Hitchhiker's Guide to Software Architecture and Everything Else - by Michael Stal

Sunday, April 08, 2007

Generative Software Architecture

When designing really huge and dynamic software and system infrastructures such as the Internet or cellular networks it is very unlikely to come up with a complete structural design in the beginning. You cannot simply draw some architectural viewpoints that cover those systems as a whole. The reason for this is straightforward: such systems are designed to grow all the time and in unanticipated ways. On one hand these systems represent product line architectures. On the other hand they cannot be treated as such in terms of engineering because they have virtually infinite scope. But how can we successfully design and implement systems of that scale or complexity?

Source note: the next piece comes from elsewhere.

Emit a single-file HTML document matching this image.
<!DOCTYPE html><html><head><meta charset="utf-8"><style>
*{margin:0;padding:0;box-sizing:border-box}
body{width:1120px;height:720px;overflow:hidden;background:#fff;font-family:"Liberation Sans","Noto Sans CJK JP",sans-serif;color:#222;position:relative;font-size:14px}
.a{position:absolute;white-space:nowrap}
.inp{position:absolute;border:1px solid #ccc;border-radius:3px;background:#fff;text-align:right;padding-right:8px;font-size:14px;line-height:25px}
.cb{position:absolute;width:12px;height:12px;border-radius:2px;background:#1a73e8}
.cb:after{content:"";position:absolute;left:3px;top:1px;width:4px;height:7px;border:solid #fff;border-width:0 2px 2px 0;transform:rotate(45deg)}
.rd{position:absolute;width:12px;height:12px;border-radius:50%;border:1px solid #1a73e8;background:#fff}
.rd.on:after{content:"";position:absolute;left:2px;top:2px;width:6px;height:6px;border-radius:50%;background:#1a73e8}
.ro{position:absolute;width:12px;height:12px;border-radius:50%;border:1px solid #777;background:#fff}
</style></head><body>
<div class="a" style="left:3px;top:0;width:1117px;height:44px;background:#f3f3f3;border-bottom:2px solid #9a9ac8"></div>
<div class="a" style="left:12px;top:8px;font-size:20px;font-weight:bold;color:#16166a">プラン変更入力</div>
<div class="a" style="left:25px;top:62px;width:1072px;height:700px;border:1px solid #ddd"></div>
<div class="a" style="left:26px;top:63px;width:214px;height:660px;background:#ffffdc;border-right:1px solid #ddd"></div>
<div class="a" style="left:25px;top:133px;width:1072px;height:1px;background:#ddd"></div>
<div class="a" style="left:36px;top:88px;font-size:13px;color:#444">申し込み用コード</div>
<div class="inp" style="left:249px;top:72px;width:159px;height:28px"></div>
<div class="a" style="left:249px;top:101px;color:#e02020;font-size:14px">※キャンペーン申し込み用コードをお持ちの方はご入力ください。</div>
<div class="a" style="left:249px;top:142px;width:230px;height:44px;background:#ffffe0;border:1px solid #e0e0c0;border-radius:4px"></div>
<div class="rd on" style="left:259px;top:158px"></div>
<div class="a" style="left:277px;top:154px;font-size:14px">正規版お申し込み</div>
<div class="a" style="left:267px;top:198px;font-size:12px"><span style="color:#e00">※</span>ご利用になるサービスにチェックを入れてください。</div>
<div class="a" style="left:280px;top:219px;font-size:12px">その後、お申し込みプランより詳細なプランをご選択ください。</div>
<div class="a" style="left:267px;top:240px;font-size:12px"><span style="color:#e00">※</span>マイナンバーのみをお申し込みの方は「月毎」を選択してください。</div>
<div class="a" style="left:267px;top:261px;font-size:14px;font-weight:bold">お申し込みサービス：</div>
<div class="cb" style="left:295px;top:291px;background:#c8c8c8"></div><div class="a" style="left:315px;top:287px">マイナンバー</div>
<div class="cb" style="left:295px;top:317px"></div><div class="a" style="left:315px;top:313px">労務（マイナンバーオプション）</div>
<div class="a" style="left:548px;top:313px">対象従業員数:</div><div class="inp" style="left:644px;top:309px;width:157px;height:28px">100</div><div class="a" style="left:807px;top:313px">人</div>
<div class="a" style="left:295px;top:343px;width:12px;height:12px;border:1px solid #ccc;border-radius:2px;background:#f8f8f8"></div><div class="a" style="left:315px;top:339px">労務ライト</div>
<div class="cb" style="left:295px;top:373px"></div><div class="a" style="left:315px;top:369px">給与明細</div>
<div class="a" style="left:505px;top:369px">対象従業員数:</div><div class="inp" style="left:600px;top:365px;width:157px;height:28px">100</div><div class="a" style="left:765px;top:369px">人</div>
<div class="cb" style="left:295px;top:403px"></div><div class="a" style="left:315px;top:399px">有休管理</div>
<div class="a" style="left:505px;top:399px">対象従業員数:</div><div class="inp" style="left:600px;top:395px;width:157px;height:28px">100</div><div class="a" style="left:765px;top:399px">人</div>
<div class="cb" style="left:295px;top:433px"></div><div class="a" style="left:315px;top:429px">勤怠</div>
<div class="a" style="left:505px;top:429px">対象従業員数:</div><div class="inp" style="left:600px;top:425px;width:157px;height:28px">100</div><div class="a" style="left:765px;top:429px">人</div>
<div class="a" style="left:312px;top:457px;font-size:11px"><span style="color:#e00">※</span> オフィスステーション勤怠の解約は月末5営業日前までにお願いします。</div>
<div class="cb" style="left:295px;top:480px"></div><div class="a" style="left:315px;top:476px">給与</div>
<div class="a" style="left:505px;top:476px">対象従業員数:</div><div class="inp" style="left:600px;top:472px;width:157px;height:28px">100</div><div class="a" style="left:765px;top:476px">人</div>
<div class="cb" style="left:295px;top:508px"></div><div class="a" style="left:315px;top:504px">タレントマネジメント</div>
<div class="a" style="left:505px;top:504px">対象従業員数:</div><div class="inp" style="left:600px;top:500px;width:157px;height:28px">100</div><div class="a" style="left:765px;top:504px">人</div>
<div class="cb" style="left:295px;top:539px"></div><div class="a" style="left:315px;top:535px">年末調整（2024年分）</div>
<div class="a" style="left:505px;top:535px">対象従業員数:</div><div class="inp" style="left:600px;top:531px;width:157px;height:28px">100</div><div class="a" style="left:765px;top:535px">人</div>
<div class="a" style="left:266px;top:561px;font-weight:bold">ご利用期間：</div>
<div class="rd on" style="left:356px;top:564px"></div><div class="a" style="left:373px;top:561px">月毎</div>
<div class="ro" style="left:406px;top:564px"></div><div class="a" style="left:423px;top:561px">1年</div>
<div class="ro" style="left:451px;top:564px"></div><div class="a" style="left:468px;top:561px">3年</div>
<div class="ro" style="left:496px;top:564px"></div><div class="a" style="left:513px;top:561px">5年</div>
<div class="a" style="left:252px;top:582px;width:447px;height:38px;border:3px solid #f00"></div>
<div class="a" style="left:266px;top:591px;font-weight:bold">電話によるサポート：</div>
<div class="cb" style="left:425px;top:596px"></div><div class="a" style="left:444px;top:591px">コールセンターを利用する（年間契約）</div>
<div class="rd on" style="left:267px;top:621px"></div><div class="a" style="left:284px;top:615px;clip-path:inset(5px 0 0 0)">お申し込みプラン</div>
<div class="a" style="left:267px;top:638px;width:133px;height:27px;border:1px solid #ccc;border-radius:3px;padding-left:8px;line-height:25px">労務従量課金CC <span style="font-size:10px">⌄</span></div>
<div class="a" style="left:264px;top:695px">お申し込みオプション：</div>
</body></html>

You might have encountered the term Ultra Large Scale Systems (ULS) in the past months which exactly deals with this problem. As I already explained in another posting a ULS is a system of systems as Linda Northrop and her peers pointed out. An appropriate metaphor often mentioned in this context is building cities. So far, we have built software systems that resemble building single houses or city blocks. In the next step, we are going to build complete cities and even countries. Complexity represents one of the core problems in developing such large systems, because inherent complexity won't disappear. Hence a possible solution must master complexity instead of getting rid of it. The key strategy as in many other disciplines is emergent behavior. In other words: How can we partition our large problem into a set of simple problems and ways to combine these problems to an overall solution? In the world of software architecture this could basically mean different things depending on the scale we encounter:
  • we could define the basic infrastructure and let complex parts be integrated into this infrastructure
  • we could define a set of rules to dynamically build and evolve such an infrastructure as well decribe integration constraints for parts
    interacting with and over the infrastructure or
  • we could combine the aforementioned approaches by defining a small set of rules and smaller predefined infrastructural parts

Those rules are not only axiomatic rules as in a language grammar, but also define constraints and requirements for the parts that are integrated into the infrastructure. In such an approach, the non-functional properties must be derived from those rules and constraints.
They cannot be evaluated in advance for the reasons already introduced. Obviuosly, to cope with future challenges, such a system must also provide extension rules and hooks to even adapt the infrastructure to changing requirements.If you think about it: Why could we come up with a technology such as the Internet with all of its complexity? Internet technologies already
fulfil the properties mentioned above. The Internet consists of smaller infrastructures, e.g., Internet backbones. Technologies such as IP, DHCP, or DNS define a rather simple (but not simplistic!) rule set for extending and evolving the infrastructure as well as for integrating servers and clients into the infrastructure. All those very simple technologies are combined to a highly evolvable and dynamic, large-scale system which is open for extension. Basically, HTTP and the Web are only one of those extensions. As a real-life example take the brain which consists of rather simple constituents and combinations between those constituents, but reveals the most complex emergent behavior we have ever dealt with. From my viewpoint, we should direct our research activities to those generative architectures, especially when dealing with large-scale software systems. Emergent behavior is the key to master complexity in such systems.